Billions of dollars are poised to finance the global green transition—how will these funds reach the Global South, and with what effects? In this article, I show how funders,lawyers and bureaucrats create financial intermediaries leveraging at least four socio-legal strategies that can potentially safeguard policy: (1) capitalization or who can finance an intermediary; (2) governance or what are the decision-making processes embedded in an intermediary; (3) procurement or which legal entity holds the funds; and (4) domestication or how is the intermediary connected to policy. To illustrate the utility of my framework, I adopt a sequential mixed methods design using the case of climate finance in Brazil. First, I build a transnational climate finance dataset containing over 3600 grant-level payments to state and non-state actors in Brazil from 1990 to 2020. I show the centrality of climate funds as financial intermediaries. In step two, with interview and archival data, I show how and why lawyers, bureaucrats, and donors designed these intermediaries with specific capitalization, governance, procurement, and domestication strategies to safeguard climate policy. I conclude by discussing the effects of said strategies and calling attention towards how these strategies can safeguard policies in times of democratic backsliding.

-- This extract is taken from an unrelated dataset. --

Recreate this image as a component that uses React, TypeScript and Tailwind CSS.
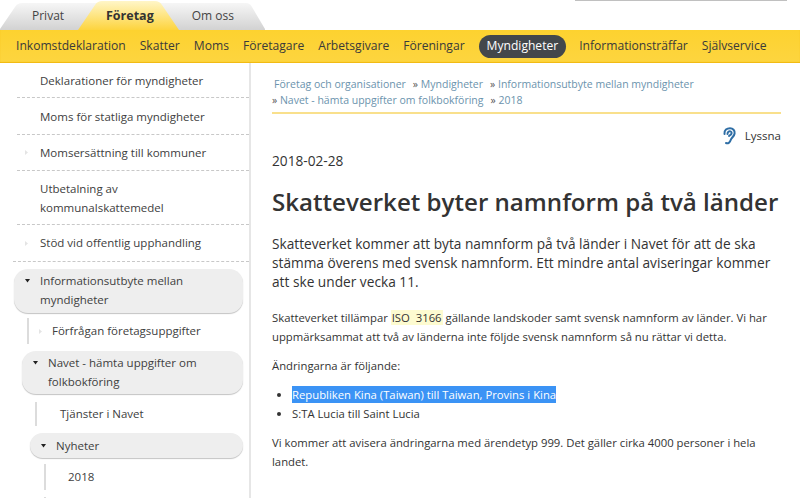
import React from "react";

function Tri({ dir = "right", light = false }: { dir?: "right" | "down"; light?: boolean }) {
  return (
    <svg width="7" height="7" viewBox="0 0 7 7" className="shrink-0">
      {dir === "right" ? (
        <path d="M2 1 L5 3.5 L2 6 Z" fill={light ? "#e4e4e4" : "#222"} />
      ) : (
        <path d="M1 2 L6 2 L3.5 5.5 Z" fill="#222" />
      )}
    </svg>
  );
}

function Item({ children, tri = false, h = "h-[36px]" }: { children: React.ReactNode; tri?: boolean; h?: string }) {
  return (
    <div className={`ml-[17px] flex items-center border-b border-dashed border-[#c8c8c8] ${h}`}>
      <div className="flex w-[23px] shrink-0 justify-start pl-[6px]">{tri && <Tri light />}</div>
      <div className="leading-[19px]">{children}</div>
    </div>
  );
}

function Open({ children, cls, gutter }: { children: React.ReactNode; cls: string; gutter: string }) {
  return (
    <div className={`flex rounded-[14px] bg-[#eeeeee] shadow-[0_1px_1px_#c4c4c4] ${cls}`}>
      <div className={`flex h-[19px] shrink-0 items-center ${gutter}`}>
        <Tri dir="down" />
      </div>
      <div className="leading-[19px]">{children}</div>
    </div>
  );
}

export default function App() {
  return (
    <div
      className="h-[498px] w-[800px] overflow-hidden bg-white text-[#333]"
      style={{ fontFamily: '"Open Sans", sans-serif' }}
    >
      <header className="relative h-[30px]">
        <svg width="270" height="31" viewBox="0 0 270 31" className="absolute left-0 top-0">
          <defs>
            <linearGradient id="grey" x1="0" y1="0" x2="0" y2="1">
              <stop offset="0" stopColor="#f6f6f6" />
              <stop offset="1" stopColor="#d2d2d2" />
            </linearGradient>
            <linearGradient id="yel" x1="0" y1="0" x2="0" y2="1">
              <stop offset="0" stopColor="#fff6c8" />
              <stop offset="1" stopColor="#fdd43e" />
            </linearGradient>
          </defs>
          <path d="M0 29 L15 7 C17 4 19 3 22 3 H110 V30 H0 Z" fill="url(#grey)" />
          <path d="M160 30 V3 H246 C249 3 250 4 252 7 L265 29 V30 Z" fill="url(#grey)" />
          <path d="M78 30 L95 5 C97 2 99 1 102 1 H155 C158 1 160 2 162 5 L179 30 Z" fill="url(#yel)" />
        </svg>
        <nav className="relative flex h-[32px] items-center text-[12px]">
          <span className="ml-[32px] w-[74px] text-[#444]">Privat</span>
          <span className="text-[12.5px] font-bold text-[#333]">Företag</span>
          <span className="ml-[38px] text-[#444]">Om oss</span>
        </nav>
        <div className="absolute left-[575px] top-0 h-px w-[212px] bg-[#c0c0c0]" />
      </header>

      <nav className="flex h-[33px] items-center bg-gradient-to-b from-[#fdd22f] to-[#fdd53f] pl-[16px] text-[12.1px] text-[#3a3a3a] shadow-[inset_0_-1px_1px_#f1b80f]">
        <span>Inkomstdeklaration</span>
        <span className="ml-[14px]">Skatter</span>
        <span className="ml-[14px]">Moms</span>
        <span className="ml-[14px]">Företagare</span>
        <span className="ml-[14px]">Arbetsgivare</span>
        <span className="ml-[14px]">Föreningar</span>
        <span className="ml-[14px] flex h-[23px] items-center rounded-[12px] bg-[#43474b] px-[8px] text-white">Myndigheter</span>
        <span className="ml-[13px]">Informationsträffar</span>
        <span className="ml-[14px]">Självservice</span>
      </nav>

      <div className="flex">
        <aside className="h-[435px] w-[251px] shrink-0 overflow-hidden border-r-2 border-[#e6e6e6] text-[11.5px] text-[#404040]">
          <Item h="h-[35px]">Deklarationer för myndigheter</Item>
          <Item h="h-[37px]">Moms för statliga myndigheter</Item>
          <Item tri>Momsersättning till kommuner</Item>
          <Item h="h-[54px]">Utbetalning av<br />kommunalskattemedel</Item>
          <div className="ml-[13px] flex h-[37px] items-center border-b border-dashed border-[#c8c8c8]">
            <div className="w-[27px] shrink-0 pl-[10px]"><Tri light /></div>
            <div>Stöd vid offentlig upphandling</div>
          </div>
          <Open cls="ml-[14px] mr-[6px] mt-[7px] h-[44px] pt-[2px]" gutter="w-[26px] pl-[10px]">
            Informationsutbyte mellan<br />myndigheter
          </Open>
          <div className="ml-[27px] mt-[5px] flex h-[26px] items-center border-l-2 border-[#dcdcdc]">
            <div className="w-[23px] shrink-0 pl-[8px]"><Tri light /></div>
            <div>Förfrågan företagsuppgifter</div>
          </div>
          <Open cls="ml-[22px] mr-[6px] mt-[7px] h-[43px] pt-[2px]" gutter="w-[26px] pl-[10px]">
            Navet - hämta uppgifter om<br />folkbokföring
          </Open>
          <div className="ml-[35px] mt-[8px] flex h-[24px] items-center border-l-2 border-[#dcdcdc] pl-[23px]">Tjänster i Navet</div>
          <Open cls="ml-[30px] mr-[6px] mt-[7px] h-[25px] items-center" gutter="w-[26px] pl-[10px]">Nyheter</Open>
          <div className="ml-[44px] mt-[6px] flex h-[26px] items-center border-l-2 border-[#dcdcdc] pl-[22px]">2018</div>
          <div className="ml-[44px] mt-[7px] h-[20px] border-l-2 border-[#dcdcdc]" />
        </aside>

        <main className="ml-[21px] w-[509px] pt-[13px]">
          <div className="border-b-2 border-[#f9e08c] pb-[4px] text-[10.5px] leading-[16px] text-[#6b93ad]">
            <div className="pl-[2px]">
              <span>Företag och organisationer</span>
              <span className="ml-[7px] text-[#555]">»</span> <span>Myndigheter</span>
              <span className="ml-[7px] text-[#555]">»</span> <span>Informationsutbyte mellan myndigheter</span>
            </div>
            <div>
              <span className="text-[#555]">»</span> <span>Navet - hämta uppgifter om folkbokföring</span>
              <span className="ml-[7px] text-[#555]">»</span> <span>2018</span>
            </div>
          </div>

          <div className="mt-[13px] flex items-center justify-end gap-[9px] text-[11.5px] leading-[18px]">
            <svg width="14" height="18" viewBox="0 0 14 18" fill="none" stroke="#2f6ea5" strokeWidth="2" strokeLinecap="round">
              <path d="M2.5 7 C2 3 5 1.2 8 1.2 C11 1.2 13 3.5 12.6 6.5 C12.2 9.5 9.5 10.5 8.7 13 C8 15.6 6 17 4 16" />
              <path d="M5.5 7 C5.5 5 7 4 8.5 4.4 C10 4.9 10 6.8 8.5 7.8 L7 9" />
            </svg>
            <span>Lyssna</span>
          </div>

          <div className="mt-[7px] text-[13.7px] leading-[18px]">2018-02-28</div>

          <h1 className="mt-[16px] whitespace-nowrap text-[24.1px] font-semibold leading-[32px]">Skatteverket byter namnform på två länder</h1>

          <p className="mt-[16px] text-[13.7px] leading-[19px]">
            Skatteverket kommer att byta namnform på två länder i Navet för att de ska<br />
            stämma överens med svensk namnform. Ett mindre antal aviseringar kommer<br />
            att ske under vecka 11.
          </p>

          <p className="mt-[17px] text-[11.3px] leading-[19px]">
            Skatteverket tillämpar <span className="bg-[#fdfbd0] px-[1px]">ISO&nbsp;&nbsp;3166</span> gällande landskoder samt svensk namnform av länder. Vi har<br />
            uppmärksammat att två av länderna inte följde svensk namnform så nu rättar vi detta.
          </p>

          <p className="mt-[10px] text-[11.3px] leading-[19px]">Ändringarna är följande:</p>

          <ul className="mt-[10px] list-disc pl-[20px] text-[11.3px] leading-[19px]">
            <li><span className="bg-[#3b93f5] py-[1px] text-white">Republiken Kina (Taiwan) till Taiwan, Provins i Kina</span></li>
            <li>S:TA Lucia till Saint Lucia</li>
          </ul>

          <p className="mt-[10px] text-[11.3px] leading-[19px]">
            Vi kommer att avisera ändringarna med ärendetyp 999. Det gäller cirka 4000 personer i hela<br />
            landet.
          </p>
        </main>
      </div>
    </div>
  );
}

National Backlash and the Defunding of the Liberal World Order: Evidence from International Geneva, 2000-2023”
* data collection methodology and descriptive findings are available here.

Participation in heterogeneous institutions at the international level explains the diffusion of liberal and illiberal norms. But how can nation-states weaken the world-society? The United Nations system is often approached as a crucial site for global liberal script development, but its maintenance usually goes underappreciated by sociologists. In this article, we introduce a new dataset to answer questions related to UN financing. We compiled and harmonized hundreds of financial reports by international organizations headquartered in Geneva, amounting to over 30’000 payments since 2000 by state and non-state actors. Using regression models, we show that after multiple controls, the liberal world society is mainly financed by Western governments with a small percentage of private American foundations. Defunding of the world society, in turn, follows from democratic backsliding. We conclude by discussing the implications of these findings for how sociology conceptualizes the global liberal space and its relationship to the domestic level.

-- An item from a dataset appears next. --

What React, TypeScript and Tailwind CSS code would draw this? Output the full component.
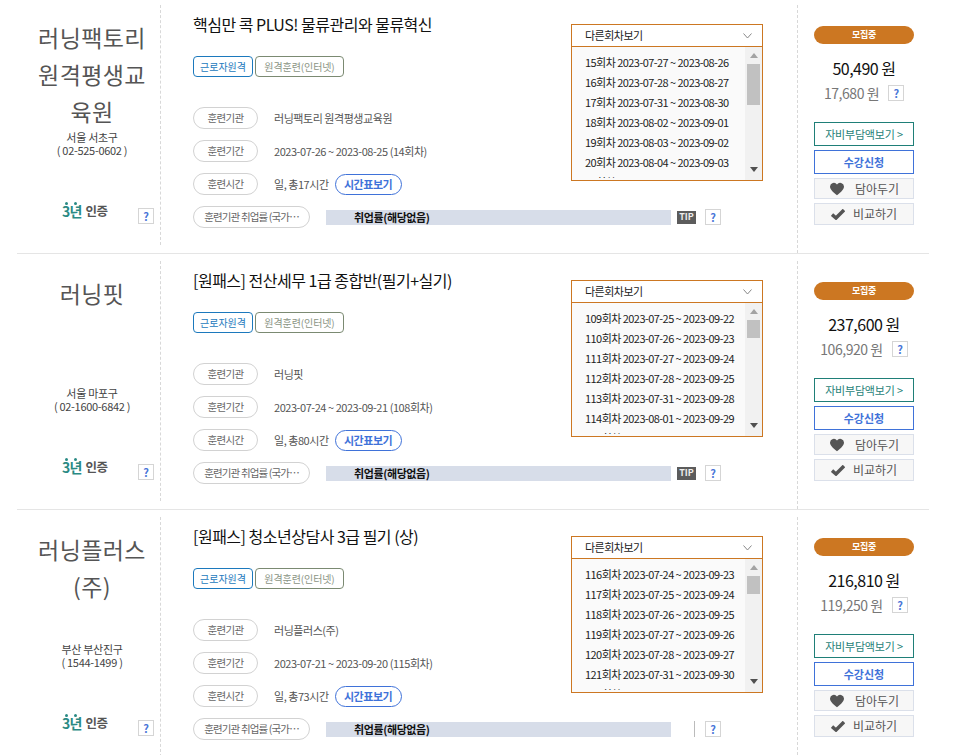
const font = { fontFamily: '"Noto Sans CJK KR", "Noto Sans", sans-serif' };

type Course = {
  org: string[];
  region: string;
  phone: string;
  title: string;
  orgName: string;
  period: string;
  hours: string;
  sessions: string[];
  thumbTop: string;
  price: string;
  selfPay: string;
  tip: boolean;
};

const courses: Course[] = [
  {
    org: ["러닝팩토리", "원격평생교", "육원"],
    region: "서울 서초구",
    phone: "( 02-525-0602 )",
    title: "핵심만 콕 PLUS! 물류관리와 물류혁신",
    orgName: "러닝팩토리 원격평생교육원",
    period: "2023-07-26 ~ 2023-08-25 (14회차)",
    hours: "일, 총17시간",
    sessions: [
      "15회차 2023-07-27 ~ 2023-08-26",
      "16회차 2023-07-28 ~ 2023-08-27",
      "17회차 2023-07-31 ~ 2023-08-30",
      "18회차 2023-08-02 ~ 2023-09-01",
      "19회차 2023-08-03 ~ 2023-09-02",
      "20회차 2023-08-04 ~ 2023-09-03",
      "21회차 2023-08-07 ~ 2023-09-06",
    ],
    thumbTop: "h-[41px]",
    price: "50,490",
    selfPay: "17,680",
    tip: true,
  },
  {
    org: ["러닝핏"],
    region: "서울 마포구",
    phone: "( 02-1600-6842 )",
    title: "[원패스] 전산세무 1급 종합반(필기+실기)",
    orgName: "러닝핏",
    period: "2023-07-24 ~ 2023-09-21 (108회차)",
    hours: "일, 총80시간",
    sessions: [
      "109회차 2023-07-25 ~ 2023-09-22",
      "110회차 2023-07-26 ~ 2023-09-23",
      "111회차 2023-07-27 ~ 2023-09-24",
      "112회차 2023-07-28 ~ 2023-09-25",
      "113회차 2023-07-31 ~ 2023-09-28",
      "114회차 2023-08-01 ~ 2023-09-29",
      "115회차 2023-08-02 ~ 2023-09-30",
    ],
    thumbTop: "h-[18px]",
    price: "237,600",
    selfPay: "106,920",
    tip: true,
  },
  {
    org: ["러닝플러스", "(주)"],
    region: "부산 부산진구",
    phone: "( 1544-1499 )",
    title: "[원패스] 청소년상담사 3급 필기 (상)",
    orgName: "러닝플러스(주)",
    period: "2023-07-21 ~ 2023-09-20 (115회차)",
    hours: "일, 총73시간",
    sessions: [
      "116회차 2023-07-24 ~ 2023-09-23",
      "117회차 2023-07-25 ~ 2023-09-24",
      "118회차 2023-07-26 ~ 2023-09-25",
      "119회차 2023-07-27 ~ 2023-09-26",
      "120회차 2023-07-28 ~ 2023-09-27",
      "121회차 2023-07-31 ~ 2023-09-30",
      "122회차 2023-08-01 ~ 2023-10-01",
    ],
    thumbTop: "h-[18px]",
    price: "216,810",
    selfPay: "119,250",
    tip: false,
  },
];

function HelpBox() {
  return (
    <span className="flex h-[16px] w-[16px] shrink-0 items-center justify-center border border-[#d5d5d5] bg-white text-[11px] font-bold text-[#4a76d8]">
      ?
    </span>
  );
}

function Label({ text }: { text: string }) {
  return (
    <span className="flex h-[22px] w-[65px] shrink-0 items-center justify-center rounded-full border border-[#d2d2d2] text-[10.5px] tracking-[-0.7px] text-[#666]">
      {text}
    </span>
  );
}

function InfoRow({ label, children }: { label: string; children: React.ReactNode }) {
  return (
    <div className="flex h-[22px] items-center gap-[16px]">
      <Label text={label} />
      {children}
    </div>
  );
}

function SessionBox({ course }: { course: Course }) {
  return (
    <div className="mt-[11px] h-[157px] w-[192px] shrink-0 border border-[#cc7722] bg-white">
      <div className="flex h-[22px] items-center justify-between border-b border-[#cc7722] pl-[13px] pr-[10px] text-[11px] tracking-[-0.5px] text-[#222]">
        <span>다른회차보기</span>
        <svg width="9" height="6" viewBox="0 0 9 6" fill="none" stroke="#888" strokeWidth="1">
          <path d="M.5.5l4 4.500 4-4.500" />
        </svg>
      </div>
      <div className="flex h-[133px]">
        <div className="flex-1 bg-[#fafafa]">
          <div className="h-[131px] overflow-hidden pl-[13px] pt-[5px] text-[11px] leading-[20px] tracking-[-0.55px] text-[#222]">
            {course.sessions.map((s) => (
              <div key={s} className="whitespace-nowrap">
                {s}
              </div>
            ))}
          </div>
        </div>
        <div className="flex w-[17px] flex-col items-center bg-[#f1f1f1] px-[2px]">
          <svg className="my-[6px]" width="8" height="5" viewBox="0 0 8 5" fill="#a3a3a3">
            <path d="M4 0l4 5H0z" />
          </svg>
          <div className={`w-[13px] shrink-0 bg-[#c1c1c1] ${course.thumbTop}`} />
          <div className="flex-1" />
          <svg className="mb-[8px]" width="8" height="5" viewBox="0 0 8 5" fill="#505050">
            <path d="M0 0h8L4 5z" />
          </svg>
        </div>
      </div>
    </div>
  );
}

function CourseRow({ course }: { course: Course }) {
  return (
    <div className="flex h-[256px] border-b border-[#e5e5e5] pt-[7px]">
      <div className="flex h-[240px] w-[144px] shrink-0 flex-col border-r border-dashed border-[#d8d8d8] pl-[7px]">
        <div className="flex h-[198px] flex-col items-center pt-[14px]">
          <div className="h-[112px] text-center text-[23px] leading-[37px] tracking-[0.4px] text-[#555]">
            {course.org.map((line) => (
              <div key={line}>{line}</div>
            ))}
          </div>
          <div className="text-center text-[11px] leading-[13px] tracking-[-0.3px] text-[#444]">
            <div>{course.region}</div>
            <div>{course.phone}</div>
          </div>
        </div>
        <div className="flex h-[26px] items-center pl-[38px]">
          <div className="mb-[10px] flex w-[44px] shrink-0 items-center whitespace-nowrap">
            <span className="relative text-[14px] font-bold tracking-[-0.8px] text-[#2a8a84]">
              3년
              <span className="absolute left-[3px] top-[1px] h-[3px] w-[3px] rounded-full bg-[#2a8a84]" />
              <span className="absolute left-[12px] top-[1px] h-[3px] w-[3px] rounded-full bg-[#2a8a84]" />
            </span>
            <span className="ml-[4px] text-[12.5px] font-bold tracking-[-0.5px] text-[#555]">인증</span>
          </div>
          <span className="ml-[32px]">
            <HelpBox />
          </span>
        </div>
      </div>

      <div className="w-[637px] shrink-0 border-r border-dashed border-[#d8d8d8] pl-[32px]">
        <div className="flex h-[201px] justify-between pr-[34px] pt-[8px]">
          <div className="flex flex-col">
            <div className="h-[22px] text-[16px] leading-[22px] tracking-[-0.5px] text-[#111]">
              {course.title}
            </div>
            <div className="mt-[21px] flex gap-[2px]">
              <span className="flex h-[21px] w-[60px] items-center justify-center rounded-[4px] border border-[#1c79bd] text-[10px] text-[#1c79bd]">
                근로자원격
              </span>
              <span className="flex h-[21px] w-[89px] items-center justify-center rounded-[4px] border border-[#7b8a72] text-[10px] tracking-[-0.1px] text-[#8a9484]">
                원격훈련(인터넷)
              </span>
            </div>
            <div className="mt-[30px] flex flex-col gap-[11px] text-[11px] tracking-[-0.45px] text-[#555]">
              <InfoRow label="훈련기관">
                <span>{course.orgName}</span>
              </InfoRow>
              <InfoRow label="훈련기간">
                <span>{course.period}</span>
              </InfoRow>
              <InfoRow label="훈련시간">
                <span>{course.hours}</span>
                <span className="-ml-[10px] flex h-[21px] w-[67px] items-center justify-center rounded-full border border-[#3f72d9] text-[11px] font-bold text-[#3f72d9]">
                  시간표보기
                </span>
              </InfoRow>
            </div>
          </div>
          <SessionBox course={course} />
        </div>
        <div className="flex h-[22px] items-center">
          <span className="flex h-[22px] w-[117px] shrink-0 items-center justify-center rounded-full border border-[#d2d2d2] text-[10.5px] tracking-[-0.85px] text-[#666]">
            훈련기관 취업률 (국가…
          </span>
          <div className="ml-[16px] flex h-[15px] w-[345px] items-center bg-[#d7dde9] pl-[28px] text-[11px] font-bold tracking-[-0.4px] text-[#111]">
            취업률(해당없음)
          </div>
          {course.tip ? (
            <span className="ml-[6px] flex h-[13px] w-[19px] items-center justify-center bg-[#5c5c5c] text-[9px] font-bold text-[#eee]">
              TIP
            </span>
          ) : (
            <span className="ml-[6px] flex w-[19px] justify-end pr-px">
              <span className="h-[16px] w-px bg-[#bbb]" />
            </span>
          )}
          <span className="ml-[9px]">
            <HelpBox />
          </span>
        </div>
      </div>

      <div className="flex flex-col items-center pl-[16px] pt-[21px]">
        <div className="flex h-[18px] w-[100px] items-center justify-center rounded-full bg-[#cc7722] text-[9px] font-bold tracking-[-0.3px] text-white">
          모집중
        </div>
        <div className="mt-[12px] text-[16px] leading-[24px] tracking-[-0.5px] text-[#111]">
          {course.price} 원
        </div>
        <div className="mt-[3px] flex h-[20px] items-center gap-[9px] text-[14px] tracking-[-0.45px] text-[#777]">
          <span>{course.selfPay} 원</span>
          <HelpBox />
        </div>
        <div className="mt-[19px] flex w-[100px] flex-col gap-[4px]">
          <div className="flex h-[24px] items-center justify-center border border-[#1f7f78] text-[11px] tracking-[-0.2px] text-[#1f7f78]">
            자비부담액보기 &gt;
          </div>
          <div className="flex h-[24px] items-center justify-center border border-[#3f72d9] text-[11px] font-bold text-[#3f72d9]">
            수강신청
          </div>
          <div className="flex h-[21px] items-center justify-center gap-[10px] border border-[#dbe0ea] bg-[#f7f7f7] text-[12px] text-[#555]">
            <svg width="16" height="14" viewBox="0 0 24 22" fill="#555">
              <path d="M12 21C5 15 1 11.500 1 7a6 6 0 0 1 11-3 6 6 0 0 1 11 3c0 4.500-4 8-11 14z" />
            </svg>
            담아두기
          </div>
          <div className="flex h-[22px] items-center justify-center gap-[8px] border border-[#dbe0ea] bg-[#f7f7f7] text-[12px] text-[#555]">
            <svg width="14" height="11" viewBox="0 0 14 11" fill="none" stroke="#555" strokeWidth="3.500">
              <path d="M1 5.500l4 3.500 8-8" />
            </svg>
            비교하기
          </div>
        </div>
      </div>
    </div>
  );
}

export default function App() {
  return (
    <div className="h-[755px] w-[953px] overflow-hidden bg-white" style={font}>
      <div className="-mt-[2px] ml-[17px] w-[912px]">
        {courses.map((c) => (
          <CourseRow key={c.title} course={c} />
        ))}
      </div>
    </div>
  );
}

How Race Matters for Views of Redistribution: The Case of South Africa [Chana Teeger, Livio Silva-Muller & Graziella Moraes]
*Invited to revise and resubmit

Elites are increasingly visible in academic and political discourse owing to their disproportionate power in shaping policy. For the most part, however, elites have been viewed in race-blind terms. In this paper, we advanced a racialized perspective on elite studies by highlighting three salient ways that race matters for elite views on inequality and redistribution. First, we focus on elites as racialized actors whose racial identities impact their perspectives on social policies. Second, we examine the effect of holding a historicized perspective of racialized inequality on elites’ redistributive preferences. Third, we highlight the importance of attending to the racialization of social policies, distinguishing between redistributive measures framed in race-blind and race-conscious terms. We demonstrate the utility of a racialized approach to elite studies by analyzing survey data collected from political and economic elites in South Africa. Findings show that elites’ racialized identities matter for their redistributive preferences, but this is mediated by their historical understandings of racialized inequality and conditioned on whether they are evaluating race-conscious or race-blind policies.
Whose Merit and which Redistribution? Deservingness and Varieties of Redistributive Preferences in Brazil, South Africa, and beyond [Graziella Moraes Silva & Livio Silva-Muller]

A growing body of literature put forward discourses of meritocracy as key to the ways people think about poverty, inequality, and privilege. On the one hand, the contrast between hard-working and deserving citizens and idle and undeserving poor has often been mobilized to justify the retrenchment of the welfare state in the past decades. On the other hand, celebrating elite merit, and therefore their deservingness, also plays an important role in the support, or lack thereof, for redistributive measures. Nevertheless, little is known about (1) how discourses about elite and poor merit relate to each other, and (2) how these discourses relate to preferences for different types of redistribution. In this chapter, we call for more varied measures of both belief in merit and support for redistribution in elite research. In a global context of increasing inequality and polarization, elites may attribute their success to hard work while recognizing poverty as a consequence of structural conditions (or vice-versa). This, in turn, can be linked to varying support for different redistributive policies such as in-kind direct assistance (shelter, food), income-based (cash-transfer, universal basic income, pension), and taxation-related (profit tax, wealth tax, capital gain tax). We illustrate these relationships using survey data collected in Brazil and South Africa.